Penpalling, like most friendships, depend of a delicate balance that needs to be stablished by the two parties. Rules and impositions kill the friendship, render it stiff and artificial, taking away precisely that spark, that spontaneity that makes it wonderful. Some penpals disappear for a while - often they get to a point in their lives where they have too many things to take care of, of they might be overwhelmed by their circumstances - and then they might pop up again with a letter that starts with "Sorry I was away for so long", and as you read you smile to yourself and you think "Are you silly? You are back and that's all I care about!". You can hardly ever get mad at your penpals, when they are true, even if they go MIA (missing in action) for decades.
But penpals aren't bullet proof friendships that will stand against anything. Penpals you can chase away just as you can chase away your friends. Self-centered letters that never reply to what your penpal wrote to you (all letters are somewhat self-centered, as you tend to write about yourself, your opinions and your experiences, BUT they are supposed to also reply to the letter of your pal), demands, snickering, accusations because your friends don't live up to your expectations (loyal, long letters, swift replies being among the most usual) and also any attempt to control your penpals and their style. Much damage can be done, often extensively, with such careless attitudes. I personally know someone - whom I love A LOT! (hey Whoian!) - who got the penpal inky spirit mamed thanks to a bad penpal (it wasn't me, I promise!).
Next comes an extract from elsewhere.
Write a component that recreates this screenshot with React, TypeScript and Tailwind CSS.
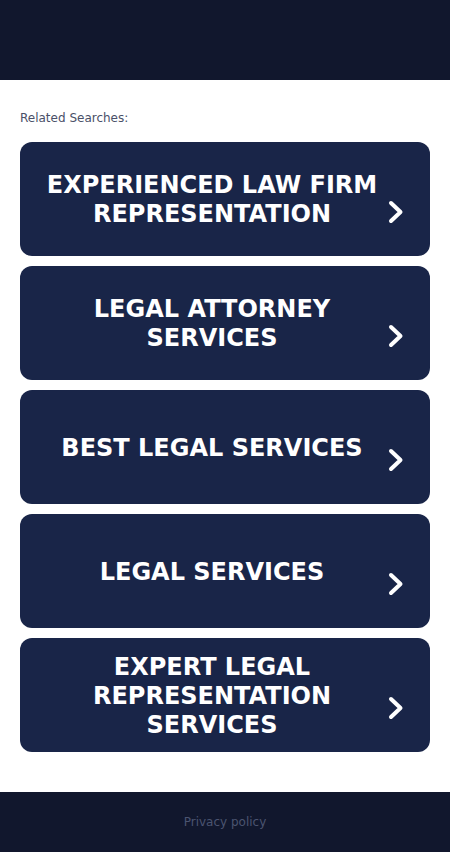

Yes, these things happen, and sometimes the balance can be broken beyond repair. Give it time, let it go... take whatever approach you want, but above all, just let it flow. You can't put rules on friendship (and if you do, you either don't have friends or have a lot of acquintances you call "friends" who all speak of you behind your back), and penpalling is the same. The balance is there, it's delicate, and to find it, you must let it happen, and let it go when it stops working.